I came across the following theorem, while studying "A First Course in Real Analysis" by Berberian Sterling.
In an ordered field, if $a, b, c \geq 0$ and $a \leq b+c$, then $$ {{a}\over{1+a}} \leq {{b}\over{1+b}} + {{c}\over{1+c}}$$
Here is my proof for this problem.
I first start by proving the following,
[ T1 ]: if $x \leq y$ and $x, y > 0$ then ${{x}\over{1+x}} \leq {{y}\over{1+y}}$ $$ x \leq y \implies {{1}\over{x}} \geq {{1}\over{y}} \implies 1+{1 \over x} \geq 1+{1 \over y} \implies {x \over 1+x} \leq {y \over 1+y} $$
Now considering the right hand side of the statement to be proved $$ {b \over 1+b} + {c \over 1+c} = {b+c+2bc \over 1+b+c+bc} $$
From T1, since $a \leq b+c \implies a \leq b+c+bc$ and ${bc \over 1+b+c+bc} > 0$, $$ {b+c+2bc \over 1+b+c+bc} = {b+c+bc \over 1+b+c+bc} + {bc \over 1+b+c+bc} \geq {b+c+bc \over 1+b+c+bc} \geq {a \over 1+a} $$
Thus, ${b \over 1+b} + {c \over 1+c} \geq {a \over 1+a}$.
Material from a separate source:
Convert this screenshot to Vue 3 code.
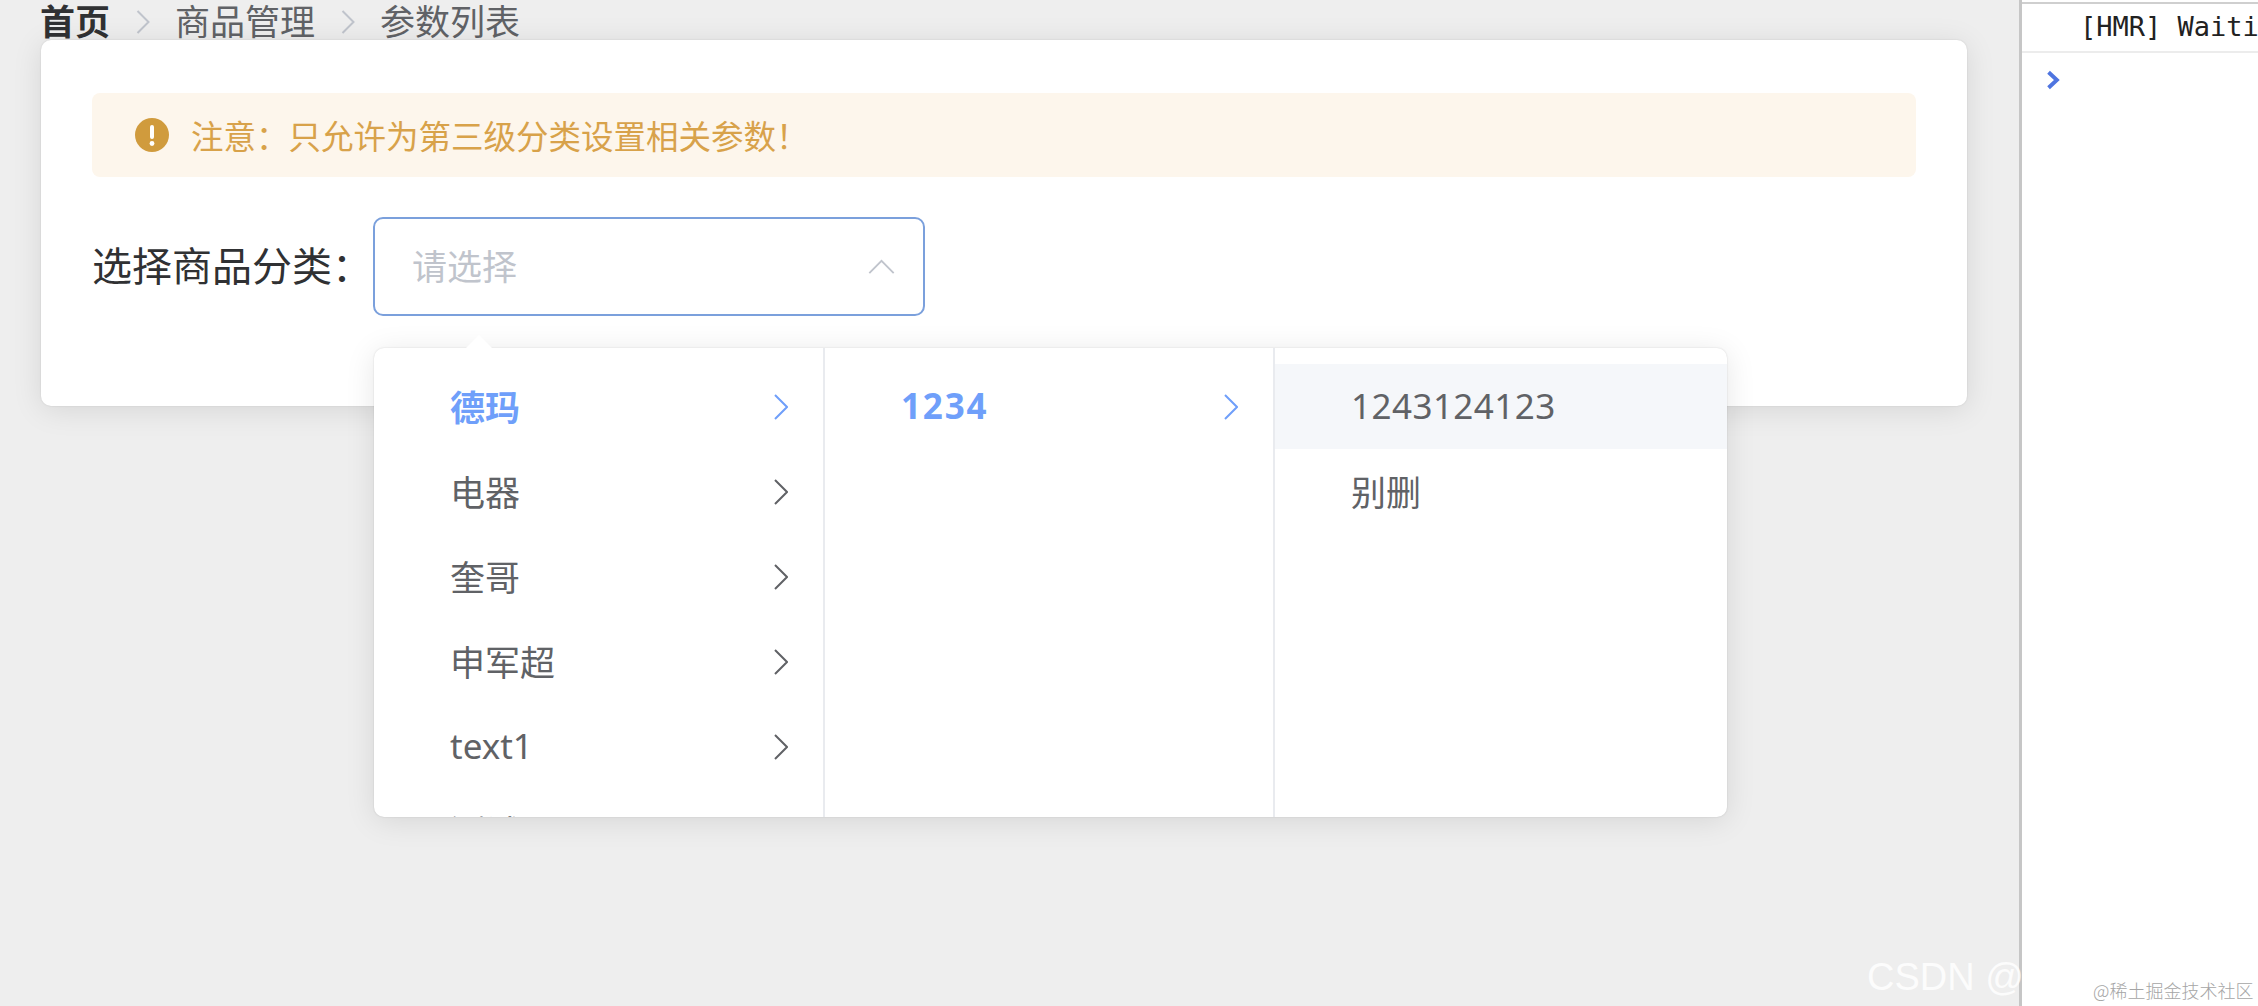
<script setup>
const col1 = ['德玛', '电器', '奎哥', '申军超', 'text1', '测试']
</script>

<template>
  <div class="page">
    <main class="main">
      <nav class="crumbs">
        <strong class="crumb-home">首页</strong>
        <svg class="crumb-sep" viewBox="0 0 14 24"><path d="M1.5 1 L12.5 12 L1.5 23" /></svg>
        <span>商品管理</span>
        <svg class="crumb-sep" viewBox="0 0 14 24"><path d="M1.5 1 L12.5 12 L1.5 23" /></svg>
        <span>参数列表</span>
      </nav>
      <section class="card">
        <div class="alert">
          <svg class="alert-icon" viewBox="0 0 34 34">
            <circle cx="17" cy="17" r="17" fill="#d09b3d" />
            <rect x="15" y="7" width="4" height="14" rx="2" fill="#fff" />
            <circle cx="17" cy="25.5" r="2.4" fill="#fff" />
          </svg>
          <span>注意：只允许为第三级分类设置相关参数！</span>
        </div>
        <div class="form-row">
          <label class="label">选择商品分类：</label>
          <div class="select-wrap">
            <div class="select">
              <span class="placeholder">请选择</span>
              <svg class="caret" viewBox="0 0 28 16"><path d="M1 15 L14 2 L27 15" /></svg>
            </div>
            <div class="arrow"></div>
            <div class="panel">
              <ul class="col">
                <li v-for="(name, i) in col1" :key="name" class="item" :class="{ active: i === 0 }">
                  <span>{{ name }}</span>
                  <svg class="chev" viewBox="0 0 14 26"><path d="M1 1 L13 13 L1 25" /></svg>
                </li>
              </ul>
              <ul class="col">
                <li class="item active">
                  <span class="num-bold">1234</span>
                  <svg class="chev" viewBox="0 0 14 26"><path d="M1 1 L13 13 L1 25" /></svg>
                </li>
              </ul>
              <ul class="col">
                <li class="item hover"><span class="num">1243124123</span></li>
                <li class="item"><span>别删</span></li>
              </ul>
            </div>
          </div>
        </div>
      </section>
    </main>
    <aside class="console">
      <div class="console-line">[HMR] Waiting for update signal from WDS...</div>
      <svg class="prompt" viewBox="0 0 12 18"><path d="M2 2 L9.5 9 L2 16" /></svg>
    </aside>
    <div class="wm-csdn">CSDN @C</div>
    <div class="wm-juejin">@稀土掘金技术社区</div>
  </div>
</template>

<style>
html, body { margin: 0; height: 100%; overflow: hidden; background: #eee; }
</style>

<style scoped>
.page {
  width: 2258px;
  height: 1006px;
  display: flex;
  background: #eee;
  font-family: "Noto Sans", "Noto Sans CJK SC", sans-serif;
  overflow: hidden;
  position: relative;
}
.main { width: 2019px; flex: none; padding-left: 41px; box-sizing: border-box; }
.crumbs {
  height: 40px;
  display: flex;
  align-items: center;
  gap: 25.5px;
  font-size: 35px;
  line-height: 44px;
  color: #606266;
  white-space: nowrap;
  padding-top: 4px;
  box-sizing: border-box;
  margin-left: -1px;
}
.crumb-home { color: #303133; font-weight: 700; }
.crumb-sep { width: 14px; height: 24px; fill: none; stroke: #c0c4cc; stroke-width: 2; }
.card {
  width: 1926px;
  height: 366px;
  box-sizing: border-box;
  padding: 53px 51px 0;
  background: #fff;
  border-radius: 10px;
  box-shadow: 0 0 2px rgba(0, 0, 0, .12), 0 4px 30px rgba(0, 0, 0, .1);
  position: relative;
}
.alert {
  height: 84px;
  display: flex;
  align-items: center;
  gap: 22px;
  padding-left: 43px;
  background: #fdf6ec;
  border-radius: 8px;
  color: #d8a24a;
  font-size: 32.5px;
}
.alert-icon { width: 34px; height: 34px; flex: none; }
.form-row { display: flex; align-items: center; margin-top: 40px; }
.label {
  width: 281px;
  flex: none;
  font-size: 40px;
  color: #303133;
  white-space: nowrap;
  padding-bottom: 5px;
  box-sizing: border-box;
}
.select-wrap { position: relative; }
.select {
  width: 552px;
  height: 99px;
  box-sizing: border-box;
  border: 2px solid #7ba0dc;
  border-radius: 10px;
  display: flex;
  align-items: center;
  justify-content: space-between;
  padding: 0 28px 4px 37px;
  background: #fff;
}
.placeholder { font-size: 35px; color: #c0c4cc; }
.caret { width: 27px; height: 15px; fill: none; stroke: #c0c4cc; stroke-width: 2; margin-top: 4px; }
.arrow {
  position: absolute;
  left: 92px;
  top: 118px;
  width: 0;
  height: 0;
  border-left: 14px solid transparent;
  border-right: 14px solid transparent;
  border-bottom: 14px solid #fff;
  z-index: 3;
}
.panel {
  position: absolute;
  left: 1px;
  top: 131px;
  width: 1353px;
  height: 469px;
  display: flex;
  background: #fff;
  border-radius: 10px;
  box-shadow: 0 0 2px rgba(0, 0, 0, .14), 0 4px 30px rgba(0, 0, 0, .1);
  overflow: hidden;
  box-sizing: border-box;
  z-index: 2;
}
.col {
  width: 451px;
  flex: none;
  margin: 0;
  padding: 16px 0 0;
  list-style: none;
  box-sizing: border-box;
  border-right: 2px solid #e9ebef;
}
.col:nth-child(2) { width: 450px; }
.col:last-child { border-right: 0; flex: 1; }
.item {
  height: 85px;
  display: flex;
  align-items: center;
  justify-content: space-between;
  padding: 0 35px 3px 76px;
  font-size: 35px;
  color: #606266;
  box-sizing: border-box;
}
.item.active { color: #6f9ffa; font-weight: 700; }
.item.hover { background: #f5f7fa; }
.chev { width: 14px; height: 26px; fill: none; stroke: currentColor; stroke-width: 2; margin-top: 4px; }
.num { letter-spacing: .45px; }
.num-bold { letter-spacing: 1.8px; }
.console {
  flex: 1;
  background: #fff;
  border-left: 3px solid #c6c6c6;
  position: relative;
  overflow: hidden;
  box-sizing: border-box;
}
.console-line {
  margin-top: 2px;
  height: 51px;
  box-sizing: border-box;
  border-top: 2px solid #cfcfcf;
  border-bottom: 2px solid #ececec;
  padding-left: 58px;
  font-family: "DejaVu Sans Mono", monospace;
  font-size: 27px;
  line-height: 46px;
  color: #222;
  white-space: nowrap;
}
.prompt {
  display: block;
  width: 14px;
  height: 20px;
  margin: 17px 0 0 24px;
  fill: none;
  stroke: #4f75e0;
  stroke-width: 3.5;
}
.wm-csdn {
  position: absolute;
  left: 1867px;
  top: 955px;
  font-family: "Liberation Sans", sans-serif;
  font-size: 38px;
  line-height: 44px;
  color: #fff;
  opacity: .85;
  white-space: nowrap;
}
.wm-juejin {
  position: absolute;
  left: 2093px;
  top: 978px;
  font-family: "Noto Sans CJK SC", sans-serif;
  font-size: 18px;
  line-height: 24px;
  font-weight: 300;
  color: #a5a5a5;
  white-space: nowrap;
}
</style>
Assuming I have not made any mistakes in the above proof, I would love to know if there is an alternative (and possibly more elegant) way to prove this?
First, observe that $f(x) = \frac{x}{1+x}$ is an increasing function.
Thus, if $a \leq b$, then $f(a) \leq f(b) \leq f(b) + f(c)$. Similarly if $a \leq c$.
Now suppose $b \leq a$ and $c \leq a$. Then
$$ \frac{a}{a+1} \leq \frac{b}{a+1} + \frac{c}{a+1} \leq \frac{b}{b+1} + \frac{c}{c+1} $$
As an aside, to prove my observation, let $P$ be the statement "$f(x)$ is a strictly increasing function on $x \geq 0$". I'm lazy and I already know how to use calculus to prove P, so I don't want to figure out how to do it with algebra (although it's probably pretty easy). Here is my favorite proof method:
As a function on the real numbers, $f(0) = 0$ and $f'(x) = 1/(1+x)^2 > 0$, therefore $P$.
$P$ is a semialgebraic (i.e. it can be written in the first-order language of ordered fields). Therefore if it's true in one real closed field (e.g. the real numbers), it's true in all real closed fields. (because the theory of real closed fields is complete)
Finally, every ordered field can be embedded in a real closed field. Therefore, $P$ is true in all ordered fields.